We investigate the association between galaxies and neutral OI absorption systems at z~6, which trace metal-enriched gas during the epoch of reionization. We identify 40 galaxies across six quasar fields, residing in 15 overdensities within 300 kpc of the background sightlines. Five OI absorption systems are associated with five of these overdensities, yielding a covering fraction of $0.27^{+0.13}_{-0.10}$ within 300 kpc. The absorption occurs beyond typical virial radii, indicating that the gas traces extended overdensity environments rather than individual galaxy halos, unlike the z~0 CGM which is largely bound to halos. These galaxy-associated absorbers account for $\sim35\%$ of all OI systems seen in blind quasar surveys, implying the remainder arise in lower-mass galaxies below our detection threshold or in dense neutral IGM pockets. The CGM around these galaxies contains $\gtrsim 2\times10^6~M_{\odot}$ of oxygen, comparable to the ISM oxygen mass of the galaxies themselves, suggesting that the surrounding environment holds as much metal mass as the galaxies. All five galaxy-associated systems show significantly higher $\log(N_{\rm CII}/N_{\rm OI})$ ratios than absorbers lacking galaxy associations. Furthermore, relative abundance ratios ([Si/O], [C/O]) reveal that four of the five exhibit enrichment patterns consistent with Population III nucleosynthesis. These rare systems offer a unique window into the role of first-generation stars in shaping the early metal enrichment of galaxies and their environments.

Figures (8)

• Figure 1: Redshift uncertainty distribution of the [O iii] emitter EIGER galaxies. The histogram shows the difference in redshift between emission-line measurements from NIRCam Grism Module A and Module B spectra, expressed in $\rm{km s^{-1}}$. Individual redshifts were derived from Gaussian fits to the [O iii] and H-$\beta$ lines. The two modules yield consistent results with a mean offset and standard deviation of $\Delta z = 0.0028 \pm 0.0073$ ($\Delta v = 9.3 \pm 24$$\rm{km s^{-1}}$).
• Figure 2: Properties of 40 spectroscopically confirmed galaxies at $5.9 \leq z \leq 6.4$ within 300 kpc of background quasars in the EIGER survey. Each square denotes a galaxy and is color-coded by redshift.
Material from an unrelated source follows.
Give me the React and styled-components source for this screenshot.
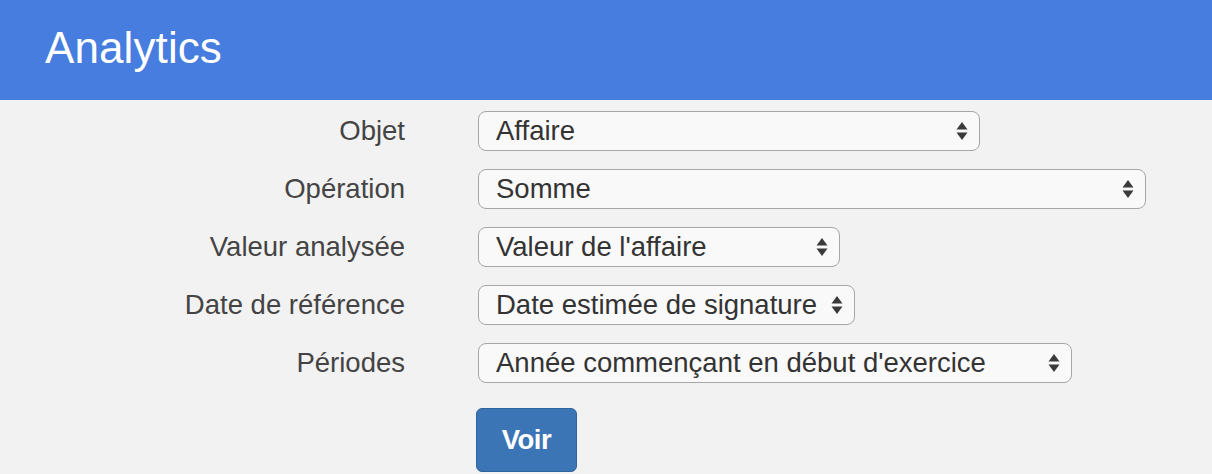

Left: Angular positions and impact parameters relative to the background quasar (black star), with dashed concentric rings marking 100, 200, and 300 kpc at $z=6$. Right: Stellar mass versus star-formation rate, averaged over the last 50 Myr. Error bars show the 16th–84th percentile uncertainties in stellar mass and SFR.
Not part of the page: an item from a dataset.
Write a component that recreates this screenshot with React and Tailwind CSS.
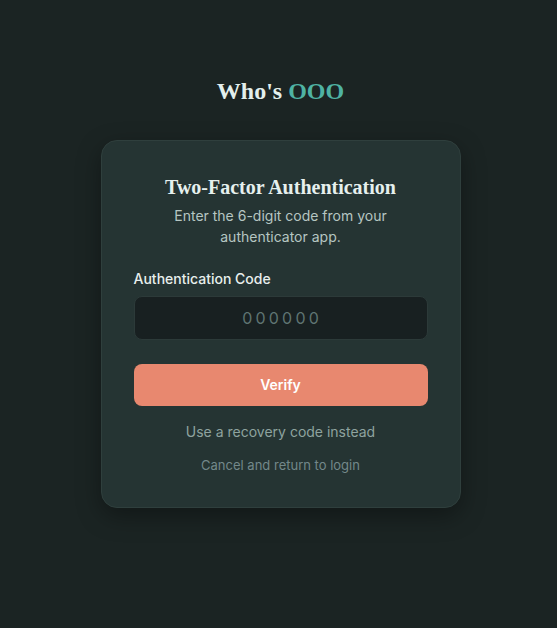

• Figure 3: Voigt profile fits to O i and Si ii absorption profiles at $z=5.945$ toward the quasar SDSS J0100+2802. Shown are the flux (black), error spectrum (red), best-fit Voigt model (orange/black), and individual Voigt components (thin blue), using data from FIRE, X-Shooter, and HIRES. Vertical green lines mark galaxy members of the associated overdensity. Spectra from all instruments and all transitions are simultaneously fit using the rbvfit Bayesian absorption line fitter.
• Figure 4: Radial absorption profiles of O i absorption at $z \sim 6$. Each point marks the impact parameter to the nearest galaxy in a galaxy overdensity, with all detected O i absorption arising in such environments. Overdensities with O i absorption are shown as circles, while non-detections (2$\sigma$ limits) are indicated by downward arrows. Points are color-coded by the velocity offset between the galaxy redshift and the O i absorber, and their size scales with the number of members in the overdensity. The mean uncertainty on the virial radius is $\Delta R_{\mathrm{vir}} = 1.81~\mathrm{kpc}$. Top panels: Rest-frame equivalent width versus impact parameter ($R$, left) and normalized impact parameter ($R/R_{\mathrm{vir}}$, right). Bottom panels: Same as above, but for O i column densities.
• Figure 5: Galaxy overdensities around $z \sim 6$ O i absorbers in the EIGER survey. Each panel shows the background quasar (red star) at the center, with foreground galaxies associated with O i absorption marked as squares. Squares are color-coded by the velocity offset between the galaxy and the O i absorber. Only galaxies within 300 kpc of the quasar are shown, highlighting the overdensities nearest the absorbers. Dashed circles denote projected impact parameters of 50, 100, 200, and 300 pkpc from the quasar.